Mahler's Piccolo High

Ecstatic moments in Mahler's symphonies usually follow from the gradual build and resolution of a dominant chord. Mahler's imaginative orchestration pushes these arrivals to intense emotional highs. In one of my favorite moments, two piercing high notes of the piccolo push the orchestra over into this resolution and seem to pierce through the very fabric of our consciousness.

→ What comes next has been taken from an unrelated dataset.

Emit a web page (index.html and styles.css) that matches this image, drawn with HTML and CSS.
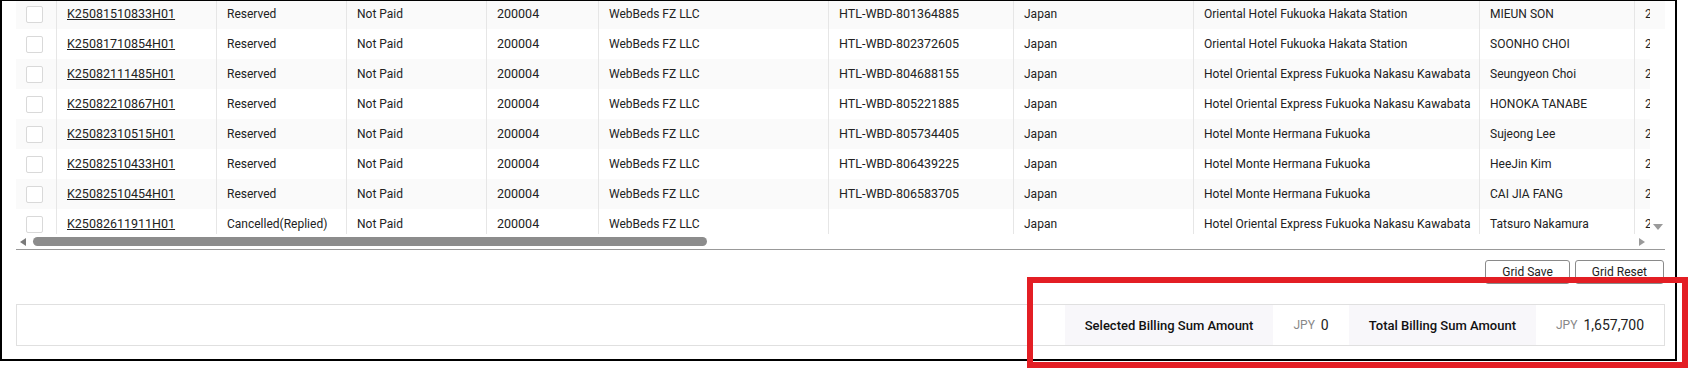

I'm talking about the first movement of his 9th symphony where we are first lulled with quiet and gorgeous repetitions of a sigh figure (one note falling a step down to another). A darker, more turbulent theme in minor eventually propels to a fanfare and this dominant chord. As the orchestra reaches the threshold of its loudest possible dynamic, we hear the piccolo way up in the stratosphere, shrilling pushing us over the top with one note, the note of the sigh motive.  The harmony then resolves, but the note in that register does not resolve! (It is resolved an octave lower.) So we are still suspended. But the really great moment happens just a second later when the sigh figure repeats and the piccolo plays yet an even higher piercing note (a high A—remember those A's that began Mahler's 1st symphony?). That note too is left resonating in our ear as the orchestra resolves it again an octave lower. 

What an imaginative wrinkle to the most basic harmonic progression in music (dominant-tonic). The harmony resolves, the melody does not. This becomes a controlling musical idea for the entire first movement. Only when it ends, do we finally hear the melody resolve in the highest register of the orchestra.